# Need to make a Win 8.1 recovery USB drive



## Leo G (Mar 8, 2011)

Is it possible? My son's computer crashed (Toshiba Satellite Win 8.1 64 bit). It has tried to do the self repair with no success. I get two different errors depending on what I'm trying to do. I get a 0xc0000185 or a 0xc000021a.

I've tried to do a restore but it says I have no restore points.

I've tried to do a recovery but it fails

I was able to extract the SWM files from the recovery partition (9GB worth). Can I make this into a bootable USB drive and apply the recovery this way?

Thanks.:smile:


----------



## jcgriff2 (Sep 30, 2007)

Leo G said:


> I get a 0xc0000185 or a 0xc000021a.


Hi - 

Unfortunately, exception error *0xc0000185* = hard drive I/O error. Your HDD likely failed.

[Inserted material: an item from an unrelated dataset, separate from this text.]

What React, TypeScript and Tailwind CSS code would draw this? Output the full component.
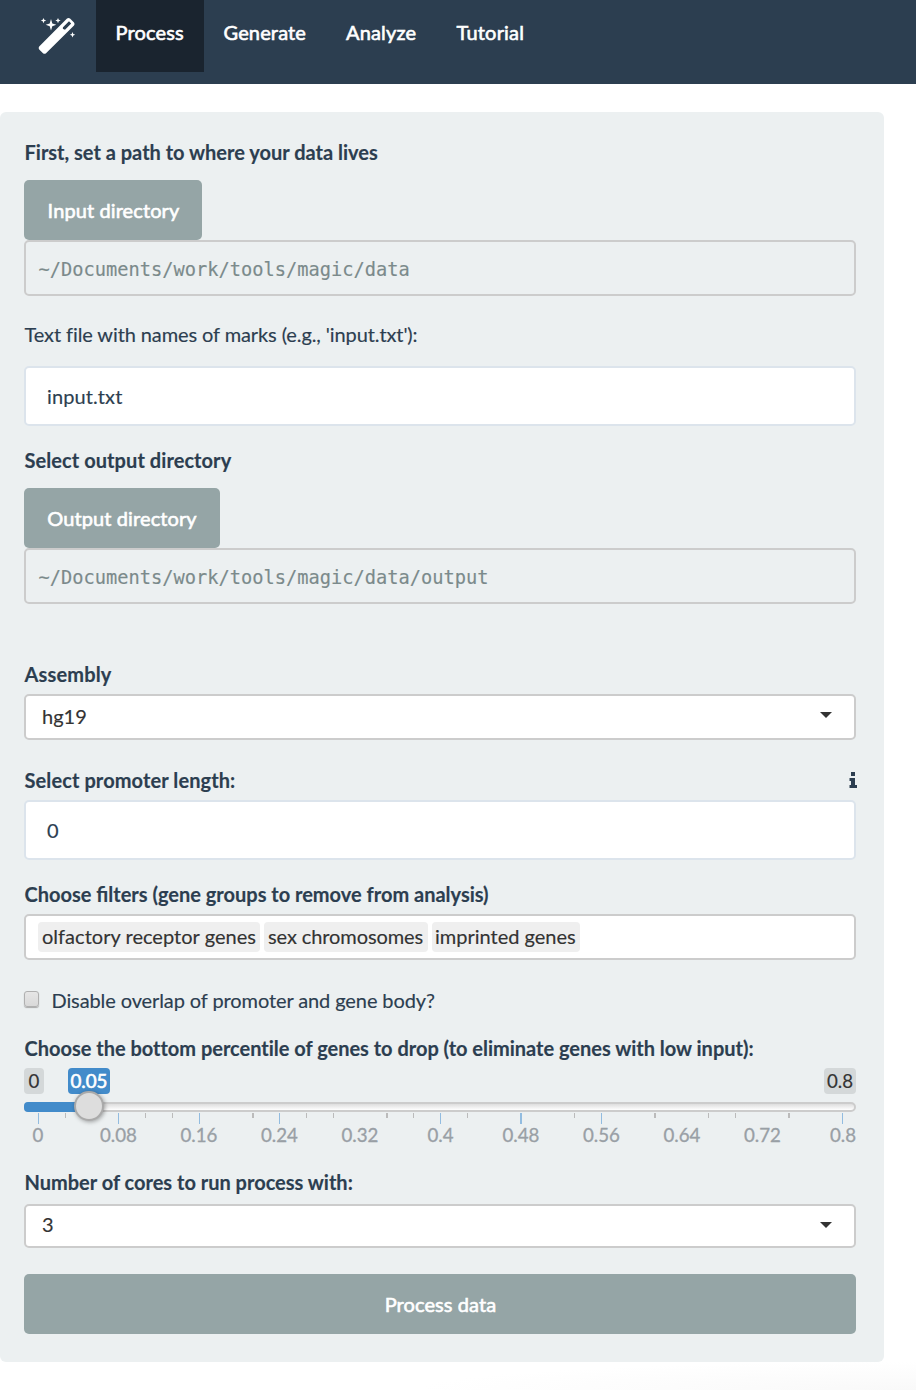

The owner's manual will tell you to first burn a set of recovery discs, but no one reads them (they are like car owner's manuals).

Have you called Toshiba support to see If the system is still under warranty?

Computers Support | Toshiba

If not, you'll need a new HDD and a set of Toshiba Windows Recovery Discs - OEM Recovery Media

There are ways to try and get files of the failing HDD by connecting it to another system.

Regards. .

jcgriff2

`


----------



## Leo G (Mar 8, 2011)

I'm not convinced that it's the HDD. After a bunch more playing around I'm starting to think it's the computer itself. I have to different linux programs (Ubuntu and Kasperski Rescue disk) that the computer won't let me load. The end up in Kernel Panic.

I've attached the drive through a USB to SATA adapter and I can access all of the disk without any issues. There doesn't seem to be any crashed areas. I've done a CHKDSK on the drive and it did have errors, and the program said it fixed them.

Still possible it's the HDD, without getting the computer to run to try a diagnostics it could be anything.

I've screwed with the UEFI boot area and then placed it back in operation and it gave me a non bootable disk error. When I replaced the file it was back in order again.

Do you know what 0xc000021a is? That is the other error that shows up.


----------



## Leo G (Mar 8, 2011)

When I try to load Ubuntu Linux this is the list of errors that come up. I took a picture of the screen so it's a JPG.


----------



## jcgriff2 (Sep 30, 2007)

Hi - 

Run HDD diagnostics to check the drive - 

http://www.sysnative.com/forums/hardware-tutorials/4072-hard-drive-hdd-diagnostics.html

HDD only - not for SSDs.

Regards. . .

jcgriff2

`


----------